= LISTING =
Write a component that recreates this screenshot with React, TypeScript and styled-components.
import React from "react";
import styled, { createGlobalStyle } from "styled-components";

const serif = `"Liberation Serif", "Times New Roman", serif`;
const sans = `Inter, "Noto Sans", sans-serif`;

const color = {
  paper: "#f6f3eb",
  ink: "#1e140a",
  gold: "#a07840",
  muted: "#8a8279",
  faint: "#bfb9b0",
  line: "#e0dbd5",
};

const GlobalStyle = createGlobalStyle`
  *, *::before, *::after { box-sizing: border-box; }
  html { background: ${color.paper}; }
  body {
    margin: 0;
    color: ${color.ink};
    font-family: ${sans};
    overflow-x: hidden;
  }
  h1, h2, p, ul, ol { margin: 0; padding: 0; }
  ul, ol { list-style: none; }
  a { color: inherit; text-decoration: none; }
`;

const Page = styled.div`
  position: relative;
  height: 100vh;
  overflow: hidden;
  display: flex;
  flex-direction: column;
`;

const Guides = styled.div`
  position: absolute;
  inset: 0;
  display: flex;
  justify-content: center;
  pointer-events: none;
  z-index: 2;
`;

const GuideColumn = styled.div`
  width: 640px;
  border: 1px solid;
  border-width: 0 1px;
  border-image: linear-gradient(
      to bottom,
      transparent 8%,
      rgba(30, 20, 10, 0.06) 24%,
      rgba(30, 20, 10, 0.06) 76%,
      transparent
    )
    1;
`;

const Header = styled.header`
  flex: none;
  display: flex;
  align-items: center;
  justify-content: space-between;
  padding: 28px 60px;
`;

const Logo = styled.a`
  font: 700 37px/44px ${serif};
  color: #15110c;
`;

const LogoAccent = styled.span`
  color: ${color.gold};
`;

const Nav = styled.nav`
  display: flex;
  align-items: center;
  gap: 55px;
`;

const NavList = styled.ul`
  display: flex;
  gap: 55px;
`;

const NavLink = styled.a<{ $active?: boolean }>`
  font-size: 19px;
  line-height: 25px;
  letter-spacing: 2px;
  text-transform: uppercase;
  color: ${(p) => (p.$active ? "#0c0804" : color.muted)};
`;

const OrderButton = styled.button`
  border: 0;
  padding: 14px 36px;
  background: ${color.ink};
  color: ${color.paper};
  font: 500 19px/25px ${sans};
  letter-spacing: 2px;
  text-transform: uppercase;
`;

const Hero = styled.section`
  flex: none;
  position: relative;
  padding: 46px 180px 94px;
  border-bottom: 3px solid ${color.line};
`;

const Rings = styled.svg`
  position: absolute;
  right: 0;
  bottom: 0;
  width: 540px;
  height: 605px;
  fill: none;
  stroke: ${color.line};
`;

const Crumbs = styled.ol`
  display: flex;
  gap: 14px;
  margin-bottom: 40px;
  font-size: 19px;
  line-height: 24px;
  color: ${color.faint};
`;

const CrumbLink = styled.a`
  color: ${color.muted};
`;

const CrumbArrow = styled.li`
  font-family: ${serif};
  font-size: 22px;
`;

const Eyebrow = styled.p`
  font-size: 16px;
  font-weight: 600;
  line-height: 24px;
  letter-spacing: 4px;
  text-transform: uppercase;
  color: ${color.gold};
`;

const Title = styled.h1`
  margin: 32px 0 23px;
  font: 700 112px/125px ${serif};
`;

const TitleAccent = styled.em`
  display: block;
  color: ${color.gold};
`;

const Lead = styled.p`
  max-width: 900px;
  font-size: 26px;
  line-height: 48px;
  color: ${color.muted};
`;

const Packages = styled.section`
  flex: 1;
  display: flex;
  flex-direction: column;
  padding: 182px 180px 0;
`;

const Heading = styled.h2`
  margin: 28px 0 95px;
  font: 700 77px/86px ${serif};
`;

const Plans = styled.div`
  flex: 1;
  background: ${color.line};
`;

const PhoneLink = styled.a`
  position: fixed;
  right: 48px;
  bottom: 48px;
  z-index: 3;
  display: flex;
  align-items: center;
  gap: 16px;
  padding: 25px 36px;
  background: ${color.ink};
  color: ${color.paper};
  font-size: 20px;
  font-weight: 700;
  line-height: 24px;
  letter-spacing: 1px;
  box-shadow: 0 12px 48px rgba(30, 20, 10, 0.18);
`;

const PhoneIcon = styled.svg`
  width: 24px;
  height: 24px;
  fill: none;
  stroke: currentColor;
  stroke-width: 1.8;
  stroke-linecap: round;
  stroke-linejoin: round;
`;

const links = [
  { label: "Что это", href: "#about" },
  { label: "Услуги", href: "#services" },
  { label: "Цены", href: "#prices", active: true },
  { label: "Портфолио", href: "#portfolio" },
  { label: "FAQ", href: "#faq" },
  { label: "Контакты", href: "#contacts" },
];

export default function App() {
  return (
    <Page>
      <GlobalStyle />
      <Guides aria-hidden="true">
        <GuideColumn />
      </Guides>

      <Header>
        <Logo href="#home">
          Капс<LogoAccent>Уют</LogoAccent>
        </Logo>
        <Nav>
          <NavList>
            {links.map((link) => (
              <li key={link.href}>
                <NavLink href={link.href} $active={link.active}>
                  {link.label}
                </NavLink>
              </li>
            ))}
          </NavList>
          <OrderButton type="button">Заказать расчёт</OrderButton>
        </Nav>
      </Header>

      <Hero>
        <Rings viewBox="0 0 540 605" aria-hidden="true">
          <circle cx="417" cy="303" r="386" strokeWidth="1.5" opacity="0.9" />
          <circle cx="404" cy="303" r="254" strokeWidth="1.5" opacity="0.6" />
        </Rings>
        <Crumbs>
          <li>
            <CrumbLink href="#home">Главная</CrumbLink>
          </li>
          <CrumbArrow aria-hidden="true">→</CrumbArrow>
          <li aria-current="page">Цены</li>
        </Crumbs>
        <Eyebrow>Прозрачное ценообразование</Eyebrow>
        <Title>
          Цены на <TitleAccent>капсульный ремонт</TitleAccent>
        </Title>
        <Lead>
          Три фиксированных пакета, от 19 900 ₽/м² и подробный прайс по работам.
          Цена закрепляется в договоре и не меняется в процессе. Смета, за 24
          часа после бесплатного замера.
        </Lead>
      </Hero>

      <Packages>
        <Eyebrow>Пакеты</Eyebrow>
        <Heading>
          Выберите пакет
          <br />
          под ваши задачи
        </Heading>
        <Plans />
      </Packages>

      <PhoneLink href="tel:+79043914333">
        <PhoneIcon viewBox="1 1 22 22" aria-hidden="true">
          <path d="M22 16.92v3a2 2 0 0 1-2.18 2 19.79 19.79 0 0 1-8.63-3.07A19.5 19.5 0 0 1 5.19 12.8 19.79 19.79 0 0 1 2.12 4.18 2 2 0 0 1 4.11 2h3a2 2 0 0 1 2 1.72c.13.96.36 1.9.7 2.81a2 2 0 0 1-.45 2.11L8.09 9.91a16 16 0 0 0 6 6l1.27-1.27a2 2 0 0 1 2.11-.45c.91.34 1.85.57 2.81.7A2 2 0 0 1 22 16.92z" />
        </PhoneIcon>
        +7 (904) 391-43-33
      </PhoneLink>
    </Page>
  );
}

==

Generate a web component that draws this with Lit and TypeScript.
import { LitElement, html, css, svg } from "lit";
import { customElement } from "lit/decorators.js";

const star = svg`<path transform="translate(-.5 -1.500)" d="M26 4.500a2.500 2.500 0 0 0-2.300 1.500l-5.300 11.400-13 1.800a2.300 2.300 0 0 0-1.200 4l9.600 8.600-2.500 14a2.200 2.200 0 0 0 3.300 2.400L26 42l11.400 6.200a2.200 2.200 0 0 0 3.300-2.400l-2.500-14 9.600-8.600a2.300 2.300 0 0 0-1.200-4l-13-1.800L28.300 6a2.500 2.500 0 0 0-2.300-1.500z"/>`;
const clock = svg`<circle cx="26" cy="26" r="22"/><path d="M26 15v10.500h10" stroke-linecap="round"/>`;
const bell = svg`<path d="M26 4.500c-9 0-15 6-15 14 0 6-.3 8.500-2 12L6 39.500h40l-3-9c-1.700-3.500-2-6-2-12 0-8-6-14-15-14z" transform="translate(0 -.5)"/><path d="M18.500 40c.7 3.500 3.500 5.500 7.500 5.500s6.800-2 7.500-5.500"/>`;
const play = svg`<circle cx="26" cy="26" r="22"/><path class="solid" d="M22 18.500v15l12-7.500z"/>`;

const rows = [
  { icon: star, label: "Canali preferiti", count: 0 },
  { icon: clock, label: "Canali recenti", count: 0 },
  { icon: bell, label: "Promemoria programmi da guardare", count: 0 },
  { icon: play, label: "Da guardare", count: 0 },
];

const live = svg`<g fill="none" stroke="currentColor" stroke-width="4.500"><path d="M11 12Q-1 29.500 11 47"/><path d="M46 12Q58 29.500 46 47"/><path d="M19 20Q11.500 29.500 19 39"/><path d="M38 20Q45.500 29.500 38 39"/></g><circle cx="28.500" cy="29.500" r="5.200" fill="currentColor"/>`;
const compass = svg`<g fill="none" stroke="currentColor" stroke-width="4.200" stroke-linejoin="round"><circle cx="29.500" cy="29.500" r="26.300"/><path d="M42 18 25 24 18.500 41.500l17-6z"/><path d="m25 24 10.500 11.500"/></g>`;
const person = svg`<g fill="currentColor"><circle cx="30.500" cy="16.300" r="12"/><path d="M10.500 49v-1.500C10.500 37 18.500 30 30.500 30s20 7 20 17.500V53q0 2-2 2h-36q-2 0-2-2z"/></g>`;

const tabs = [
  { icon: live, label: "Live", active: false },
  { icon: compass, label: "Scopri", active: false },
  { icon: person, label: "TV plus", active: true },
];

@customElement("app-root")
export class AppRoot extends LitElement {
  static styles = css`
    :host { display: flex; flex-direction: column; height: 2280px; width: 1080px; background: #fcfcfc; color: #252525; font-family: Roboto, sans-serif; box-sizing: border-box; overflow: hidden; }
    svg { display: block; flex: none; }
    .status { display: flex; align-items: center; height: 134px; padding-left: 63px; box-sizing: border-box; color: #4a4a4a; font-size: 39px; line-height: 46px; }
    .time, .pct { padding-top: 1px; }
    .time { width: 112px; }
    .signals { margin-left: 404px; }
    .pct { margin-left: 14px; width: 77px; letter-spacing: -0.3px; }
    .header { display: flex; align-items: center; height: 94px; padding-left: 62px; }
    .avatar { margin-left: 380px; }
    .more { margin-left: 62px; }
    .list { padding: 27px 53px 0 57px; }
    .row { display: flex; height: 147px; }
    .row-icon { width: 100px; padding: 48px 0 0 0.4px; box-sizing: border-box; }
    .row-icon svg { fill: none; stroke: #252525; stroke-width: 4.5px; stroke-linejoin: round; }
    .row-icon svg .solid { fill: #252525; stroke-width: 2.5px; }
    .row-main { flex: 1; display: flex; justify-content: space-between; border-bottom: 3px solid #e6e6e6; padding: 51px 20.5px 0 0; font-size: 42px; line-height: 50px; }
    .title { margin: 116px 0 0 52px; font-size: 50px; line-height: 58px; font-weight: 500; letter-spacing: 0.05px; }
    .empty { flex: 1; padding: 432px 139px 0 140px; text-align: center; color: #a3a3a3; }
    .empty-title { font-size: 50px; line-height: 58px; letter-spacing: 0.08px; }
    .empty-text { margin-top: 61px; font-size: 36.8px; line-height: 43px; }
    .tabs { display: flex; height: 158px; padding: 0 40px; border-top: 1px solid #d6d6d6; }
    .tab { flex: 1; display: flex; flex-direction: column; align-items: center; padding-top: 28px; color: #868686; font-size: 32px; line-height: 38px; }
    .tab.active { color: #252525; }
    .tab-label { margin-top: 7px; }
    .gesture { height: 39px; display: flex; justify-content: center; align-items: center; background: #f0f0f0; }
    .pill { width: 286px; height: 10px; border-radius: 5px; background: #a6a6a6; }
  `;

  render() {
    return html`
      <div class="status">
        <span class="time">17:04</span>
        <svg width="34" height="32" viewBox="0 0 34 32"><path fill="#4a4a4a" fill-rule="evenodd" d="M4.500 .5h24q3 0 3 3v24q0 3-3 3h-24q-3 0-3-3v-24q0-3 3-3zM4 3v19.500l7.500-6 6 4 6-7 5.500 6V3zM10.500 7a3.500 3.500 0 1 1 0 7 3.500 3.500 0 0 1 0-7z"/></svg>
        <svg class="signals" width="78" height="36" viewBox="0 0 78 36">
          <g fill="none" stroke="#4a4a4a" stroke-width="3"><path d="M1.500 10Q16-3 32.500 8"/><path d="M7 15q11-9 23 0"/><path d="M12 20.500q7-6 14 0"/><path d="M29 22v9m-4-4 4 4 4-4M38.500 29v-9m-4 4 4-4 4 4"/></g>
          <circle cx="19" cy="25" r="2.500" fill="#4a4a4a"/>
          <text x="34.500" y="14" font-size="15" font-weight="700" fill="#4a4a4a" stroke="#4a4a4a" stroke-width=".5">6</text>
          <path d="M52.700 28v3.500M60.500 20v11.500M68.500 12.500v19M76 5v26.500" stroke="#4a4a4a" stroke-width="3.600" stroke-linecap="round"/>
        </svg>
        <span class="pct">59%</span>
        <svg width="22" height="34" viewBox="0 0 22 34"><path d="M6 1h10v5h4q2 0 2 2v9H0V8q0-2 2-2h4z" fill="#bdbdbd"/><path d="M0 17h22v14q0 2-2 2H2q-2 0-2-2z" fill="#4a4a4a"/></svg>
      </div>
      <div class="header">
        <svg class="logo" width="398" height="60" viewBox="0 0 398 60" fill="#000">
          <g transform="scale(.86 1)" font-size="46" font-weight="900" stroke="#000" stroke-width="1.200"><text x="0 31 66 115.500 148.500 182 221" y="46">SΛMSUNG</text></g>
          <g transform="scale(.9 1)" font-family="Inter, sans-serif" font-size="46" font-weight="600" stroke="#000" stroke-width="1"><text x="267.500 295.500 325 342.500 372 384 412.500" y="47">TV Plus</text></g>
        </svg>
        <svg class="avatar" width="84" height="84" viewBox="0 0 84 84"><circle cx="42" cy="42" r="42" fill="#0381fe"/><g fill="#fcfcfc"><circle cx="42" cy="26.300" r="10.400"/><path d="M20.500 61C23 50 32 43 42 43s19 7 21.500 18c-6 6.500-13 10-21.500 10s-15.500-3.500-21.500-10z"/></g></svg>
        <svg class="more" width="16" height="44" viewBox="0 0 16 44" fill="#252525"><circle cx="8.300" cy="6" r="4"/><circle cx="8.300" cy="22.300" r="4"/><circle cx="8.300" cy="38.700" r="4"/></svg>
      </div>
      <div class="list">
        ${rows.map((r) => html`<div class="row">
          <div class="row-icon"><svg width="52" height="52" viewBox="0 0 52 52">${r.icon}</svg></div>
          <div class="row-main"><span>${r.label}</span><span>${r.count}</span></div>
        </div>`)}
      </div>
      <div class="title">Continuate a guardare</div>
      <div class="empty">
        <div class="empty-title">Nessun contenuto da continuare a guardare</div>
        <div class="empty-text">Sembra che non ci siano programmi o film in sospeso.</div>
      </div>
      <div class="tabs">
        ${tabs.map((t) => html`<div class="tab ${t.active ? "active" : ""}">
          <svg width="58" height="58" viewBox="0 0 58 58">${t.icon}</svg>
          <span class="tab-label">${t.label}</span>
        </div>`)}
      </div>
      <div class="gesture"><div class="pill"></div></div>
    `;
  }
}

= WHAT YOU SHOULD DO =
Identify how many lines in the entries above include the string "TypeScript", then state that number alone.

= RESULT =
2